Financial institutions to significantly increase use of gig economy workers to upskill workforce

PwC report suggests up to a fifth of future workforces in financial services could be gig employees

The detail is:

  • Importing the digital and specialist skill sets of gig workers is critical to driving digitization and upskilling within financial services
  • Gig-economy talent makes up just 5% of current financial services businesses workforce
  • PwC predicts that in the next five years gig workers will perform 15% to 20% of the work of a typical institution
  • However, there are a number of hurdles to overcome with firms worried about confidentiality, lack of knowledge and regulatory risk of gig economy workers

22 February 2021 – More than half (52%) of financial institutions say they expect to have more gig-based employees over the next three to five years, according to PwC's report, “Productivity 2021 and beyond: Upskilling the workforce of the future to create a competitive advantage in financial services.”

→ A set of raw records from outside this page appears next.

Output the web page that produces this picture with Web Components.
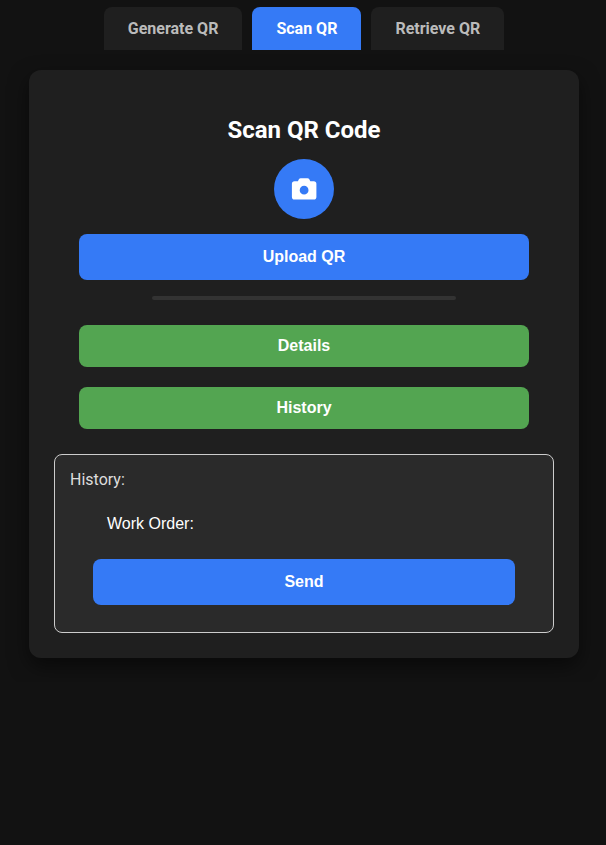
<!DOCTYPE html>
<html lang="en">
<head>
<meta charset="utf-8">
<meta name="viewport" content="width=device-width, initial-scale=1">
<title>Scan QR</title>
<style>
  body {
    margin: 0;
    padding: 7px 8px 24px 10px;
    background: #121212;
    color: #fff;
    font: 16px/19px Roboto, sans-serif;
  }
</style>
</head>
<body>
<qr-app></qr-app>

<script>
class BaseElement extends HTMLElement {
  constructor() {
    super();
    this.attachShadow({ mode: "open" }).innerHTML = this.render();
  }
}

customElements.define("qr-tab", class extends BaseElement {
  render() {
    return `
      <style>
        :host { display: block; }
        button {
          padding: 12px 24px;
          border: 0;
          border-radius: 8px 8px 0 0;
          background: #1f1f1f;
          color: #bbb;
          font: bold 16px/19px Roboto, sans-serif;
          cursor: pointer;
        }
        :host([active]) button { background: #357af6; color: #fff; }
      </style>
      <button type="button"><slot></slot></button>`;
  }
});

customElements.define("qr-button", class extends BaseElement {
  render() {
    return `
      <style>
        :host { display: block; }
        button {
          width: 100%;
          padding: 14px 20px;
          border: 0;
          border-radius: 8px;
          background: #357af6;
          color: #fff;
          font: bold 16px/18px "Liberation Sans", Arial, sans-serif;
          cursor: pointer;
        }
        :host([kind="success"]) button { padding: 12px 20px; background: #53a551; }
      </style>
      <button type="button"><slot></slot></button>`;
  }
});

customElements.define("camera-button", class extends BaseElement {
  render() {
    return `
      <style>
        :host { display: block; }
        button {
          display: grid;
          place-items: center;
          width: 60px;
          height: 60px;
          padding: 0;
          border: 0;
          border-radius: 50%;
          background: #357af6;
          color: #fff;
          cursor: pointer;
        }
        svg { display: block; }
      </style>
      <button type="button" aria-label="Open camera">
        <svg width="26" height="24" viewBox="0 0 26 24" aria-hidden="true">
          <path fill="currentColor" fill-rule="evenodd" d="M9.7 1.2h6.8c.8 0 1.4.4 1.8 1.1l1 1.9h3.5c1.6 0 2.6 1 2.6 2.6v13.1c0 1.6-1 2.6-2.6 2.6H3.5c-1.6 0-2.6-1-2.6-2.6V6.8c0-1.6 1-2.6 2.6-2.6h3.4l1-1.9c.4-.7 1-1.1 1.8-1.1ZM13.100 8.800a4.400 4.400 0 1 0 0 8.800a4.400 4.400 0 0 0 0-8.800Z"/>
        </svg>
      </button>`;
  }
});

customElements.define("qr-history", class extends BaseElement {
  render() {
    return `
      <style>
        :host {
          display: block;
          padding: 15px 15px 27px;
          border: 1px solid #ccc;
          border-radius: 8px;
          background: #2a2a2a;
          color: #ddd;
        }
        .entry { padding: 0 23px; }
        p {
          margin: 26px 0;
          padding: 0 14px;
          color: #fff;
          font: 16px/18px "Liberation Sans", Arial, sans-serif;
        }
      </style>
      <div>History:</div>
      <div class="entry">
        <p>Work Order:</p>
        <qr-button>Send</qr-button>
      </div>`;
  }
});

customElements.define("qr-card", class extends BaseElement {
  render() {
    return `
      <style>
        :host {
          display: block;
          box-sizing: border-box;
          width: 100%;
          max-width: 550px;
          padding: 46px 25px 25px;
          border-radius: 12px;
          background: #1f1f1f;
          box-shadow: 0 8px 20px rgba(0, 0, 0, 0.5);
        }
      </style>
      <slot></slot>`;
  }
});

customElements.define("qr-app", class extends BaseElement {
  render() {
    return `
      <style>
        :host { display: flex; flex-direction: column; align-items: center; gap: 20px; }
        nav { display: flex; gap: 10px; }
        .scan { display: flex; flex-direction: column; align-items: center; padding: 0 25px; }
        h1 { margin: 0 0 14px; font-size: 24px; line-height: 29px; }
        .scan qr-button { align-self: stretch; }
        camera-button { margin-bottom: 15px; }
        hr {
          width: 304px;
          max-width: 100%;
          height: 4px;
          margin: 16px 0 25px;
          border: 0;
          border-radius: 2px;
          background: #333;
        }
        .actions { display: grid; gap: 20px; align-self: stretch; margin-bottom: 25px; }
      </style>
      <nav>
        <qr-tab>Generate QR</qr-tab>
        <qr-tab active>Scan QR</qr-tab>
        <qr-tab>Retrieve QR</qr-tab>
      </nav>
      <qr-card>
        <div class="scan">
          <h1>Scan QR Code</h1>
          <camera-button></camera-button>
          <qr-button>Upload QR</qr-button>
          <hr>
          <div class="actions">
            <qr-button kind="success">Details</qr-button>
            <qr-button kind="success">History</qr-button>
          </div>
        </div>
        <qr-history></qr-history>
      </qr-card>`;
  }
});
</script>
</body>
</html>
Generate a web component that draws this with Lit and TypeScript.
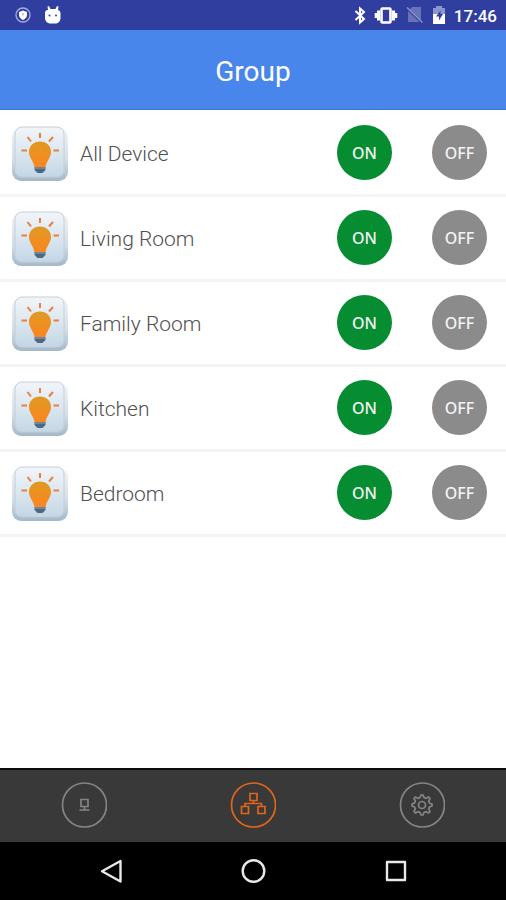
import { LitElement, html, css, svg } from "lit";
import { customElement, property, state } from "lit/decorators.js";
import { classMap } from "lit/directives/class-map.js";

const bulbIcon = html`<svg class="bulb" viewBox="0 0 58 56" aria-hidden="true">
  <defs>
    <linearGradient id="tile" x1="0" y1="0" x2="0" y2="1">
      <stop offset="0" stop-color="#f1f5f9" />
      <stop offset="0.5" stop-color="#dbe7f0" />
      <stop offset="1" stop-color="#c3d6e6" />
    </linearGradient>
    <linearGradient id="rim" x1="0" y1="0" x2="0" y2="1">
      <stop offset="0" stop-color="#f1f4f7" />
      <stop offset="0.6" stop-color="#d3dee8" />
      <stop offset="1" stop-color="#a3b8ca" />
    </linearGradient>
    <linearGradient id="glass" x1="0" y1="0" x2="0" y2="1">
      <stop offset="0" stop-color="#df9a22" />
      <stop offset="1" stop-color="#fb8522" />
    </linearGradient>
  </defs>
  <rect x="1" y="2" width="56" height="53" rx="9" fill="url(#rim)" />
  <rect x="4" y="1" width="49" height="50" rx="7" fill="url(#tile)" stroke="#c5ced6" />
  <path d="M29 15.500c-6.500 0-11 4.500-11 10.500 0 5.500 4 8 5.500 15h11c1.500-7 5.500-9.500 5.500-15C40 20 35.500 15.500 29 15.500z" fill="url(#glass)" />
  <path d="M23.500 41h11v3l-3 3h-5l-3-3z" fill="#4c6980" />
  <path d="M23.500 42h11" stroke="#8fa5b8" />
  <g stroke="#ee7d40" stroke-width="2" fill="none">
    <path d="M29 7v5M16.500 11l3.500 4.500M42 11l-4 4.500M10.500 24.500h5.500M42.500 24.500h5.500" />
  </g>
</svg>`;

const tabIcons = {
  device: svg`<path d="M20 17.500h7v7h-7zM23.500 25v3M18.500 28h10" />`,
  group: svg`<path d="M20 11.500h7v7h-7zM11.500 24.500h7v7h-7zM28 24.500h7v7h-7zM23.500 18.500v3M15 24.500v-3h16.500v3" />`,
  settings: svg`<circle cx="23" cy="23" r="3.500" />
    <path d="M21 15.500 22 13h2l1 2.500 2 .8 2.500-1.300 1.500 1.500-1.300 2.500.8 2 2.500 1v2l-2.500 1-.8 2 1.300 2.500-1.500 1.500-2.500-1.300-2 .8-1 2.500h-2l-1-2.500-2-.8-2.500 1.300-1.500-1.500 1.300-2.500-.8-2-2.500-1v-2l2.500-1 .8-2-1.300-2.500 1.500-1.500 2.500 1.300z" />`,
};

type Tab = keyof typeof tabIcons;

@customElement("status-bar")
class StatusBar extends LitElement {
  static styles = css`
    :host {
      display: flex;
      justify-content: space-between;
      align-items: center;
      height: 30px;
      padding: 0 9px 0 14px;
      background: #303f9f;
      color: #fff;
      font: 500 17px/30px Roboto, sans-serif;
    }
    .side {
      display: flex;
      align-items: center;
    }
    .notices {
      gap: 12px;
    }
    .system {
      gap: 8px;
    }
    svg {
      display: block;
      fill: #fff;
    }
    time {
      padding-top: 2px;
    }
  `;

  render() {
    return html`
      <div class="side notices">
        <svg width="18" height="18" viewBox="0 0 18 18">
          <circle cx="9" cy="9" r="7" fill="none" stroke="#a6addb" stroke-width="1.300" />
          <path d="M9 4.500 13 6v3c0 2.500-2 4-4 5-2-1-4-2.500-4-5V6z" />
          <path d="M8 7.500h2L9 10z" fill="#8f98d0" />
        </svg>
        <svg width="18" height="20" viewBox="0 0 18 20">
          <path d="M3.500 1.500 5 1l1.500 3h5L13 1l1.500.5-.5 3.500a3 3 0 0 1 2.500 3v5c0 3-2 5-4 5.500h-7C3 18 1 16 1 13V8a3 3 0 0 1 3-3z" />
          <circle cx="5.500" cy="10.500" r="1" fill="#303f9f" />
          <circle cx="12" cy="10.500" r="1" fill="#303f9f" />
        </svg>
      </div>
      <div class="side system">
        <svg width="12" height="20" viewBox="0 0 12 20">
          <path d="M1.500 6 10 14l-4 3.500v-14L10 7l-8.500 8" fill="none" stroke="#fff" stroke-width="2" />
        </svg>
        <svg width="24" height="18" viewBox="0 0 24 18">
          <rect x="7.500" y="2.500" width="9" height="14" rx="1" fill="none" stroke="#fff" stroke-width="2.600" />
          <path d="M4.500 4.500v10M19.500 4.500v10" stroke="#fff" stroke-width="3" />
          <path d="M2 7v5M22 7v5" stroke="#fff" stroke-width="2.600" />
        </svg>
        <svg width="18" height="18" viewBox="0 0 18 18">
          <path d="M6 1h9v15H2V5z" fill="#6771b8" />
          <path d="M1 2.500 16.500 17.500" stroke="#303f9f" stroke-width="2" />
          <path d="M1 1.500 16.500 16.500" stroke="#8c95cc" stroke-width="1.300" />
        </svg>
        <svg width="14" height="18" viewBox="0 0 14 18">
          <path d="M4 0h6v2h3v6H1V2h3z" fill="#8c95cc" />
          <path d="M1 8h12v10H1z" />
          <path d="M8.500 4.500 4 10.500h3v4l4-6.500H8.500z" fill="#303f9f" />
        </svg>
        <time>17:46</time>
      </div>
    `;
  }
}

@customElement("group-row")
class GroupRow extends LitElement {
  @property() name = "";

  static styles = css`
    :host {
      display: flex;
      align-items: center;
      gap: 11px;
      padding: 13px 19px 14px 11px;
      border-bottom: 3px solid #f4f4f4;
    }
    .bulb {
      flex: none;
      width: 58px;
      height: 56px;
      margin-bottom: -3px;
    }
    .name {
      flex: 1;
      padding-top: 2px;
      color: #505050;
      font: 300 21px/28px Roboto, sans-serif;
    }
    .actions {
      display: flex;
      gap: 40px;
    }
    .power {
      width: 55px;
      height: 55px;
      padding: 0;
      border: 0;
      border-radius: 50%;
      color: #f4f4f4;
      font: 500 16px/20px "Noto Sans", sans-serif;
      cursor: pointer;
    }
    .on {
      background: #068c31;
    }
    .off {
      background: #8b8b8b;
    }
  `;

  render() {
    return html`
      ${bulbIcon}
      <span class="name">${this.name}</span>
      <div class="actions">
        <button class="power on" aria-label="${this.name} ON">ON</button>
        <button class="power off" aria-label="${this.name} OFF">OFF</button>
      </div>
    `;
  }
}

@customElement("tab-bar")
class TabBar extends LitElement {
  @state() private current: Tab = "group";

  static styles = css`
    :host {
      display: grid;
      grid-template-columns: repeat(3, 1fr);
      justify-items: center;
      padding: 12px 0 14px;
      border-top: 2px solid #0c0c0c;
      background: #393939;
    }
    .tab {
      padding: 0;
      border: 0;
      background: none;
      color: #858585;
      cursor: pointer;
    }
    .current {
      color: #e2661a;
    }
    svg {
      display: block;
      width: 46px;
      height: 46px;
      fill: none;
      stroke: currentColor;
      stroke-width: 1.7;
    }
  `;

  render() {
    return (Object.keys(tabIcons) as Tab[]).map(
      (tab) => html`<button
        class=${classMap({ tab: true, current: tab === this.current })}
        aria-label=${tab}
        @click=${() => (this.current = tab)}
      >
        <svg viewBox="0 0 46 46"><circle cx="23.500" cy="23" r="22" />${tabIcons[tab]}</svg>
      </button>`
    );
  }
}

@customElement("nav-keys")
class NavKeys extends LitElement {
  static styles = css`
    :host {
      display: grid;
      grid-template-columns: repeat(3, 1fr);
      justify-items: center;
      align-items: center;
      height: 58px;
      padding: 0 8%;
      background: #000;
    }
    .key {
      padding: 0;
      border: 0;
      background: none;
      cursor: pointer;
    }
    svg {
      display: block;
      width: 26px;
      height: 26px;
      fill: none;
      stroke: #e8e8e8;
      stroke-width: 2.4;
      stroke-linejoin: round;
    }
  `;

  render() {
    return html`
      <button class="key" aria-label="back">
        <svg viewBox="0 0 26 26"><path d="M22.500 3v20.500L4 13.200z" /></svg>
      </button>
      <button class="key" aria-label="home">
        <svg viewBox="0 0 26 26"><circle cx="13.500" cy="13" r="10.800" /></svg>
      </button>
      <button class="key" aria-label="recents">
        <svg viewBox="0 0 26 26"><rect x="5" y="4" width="18" height="18" /></svg>
      </button>
    `;
  }
}

@customElement("app-root")
class AppRoot extends LitElement {
  private groups = ["All Device", "Living Room", "Family Room", "Kitchen", "Bedroom"];

  static styles = css`
    :host {
      display: flex;
      flex-direction: column;
      min-height: 100vh;
      background: #fff;
    }
    .title {
      margin: 0;
      padding: 24px 0 19px;
      border-bottom: 1px solid #3b74d0;
      background: #4986eb;
      color: #fff;
      text-align: center;
      font: 400 28px/36px Roboto, sans-serif;
    }
    .groups {
      flex: 1;
      padding-top: 2px;
    }
  `;

  render() {
    return html`
      <status-bar></status-bar>
      <h1 class="title">Group</h1>
      <main class="groups">
        ${this.groups.map((name) => html`<group-row .name=${name}></group-row>`)}
      </main>
      <tab-bar></tab-bar>
      <nav-keys></nav-keys>
    `;
  }
}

The upskilling of the workforce is a key element to improving productivity within financial services. This includes better understanding of the workforce, embracing the platform economy and gig workers and making sure employees are equipped with the right digital tools, specialist knowledge and soft skills to navigate in the new normal of the business world. Firms need new capabilities – both in-house and through outsourcing – as technology solutions increasingly involve collaboration with third parties.

Despite increasingly available on-demand talent, most institutions still rely primarily on full-time and part-time employees. Among respondents, contractors comprise just 9% of the workforce, and gig-economy talent makes up just 5%.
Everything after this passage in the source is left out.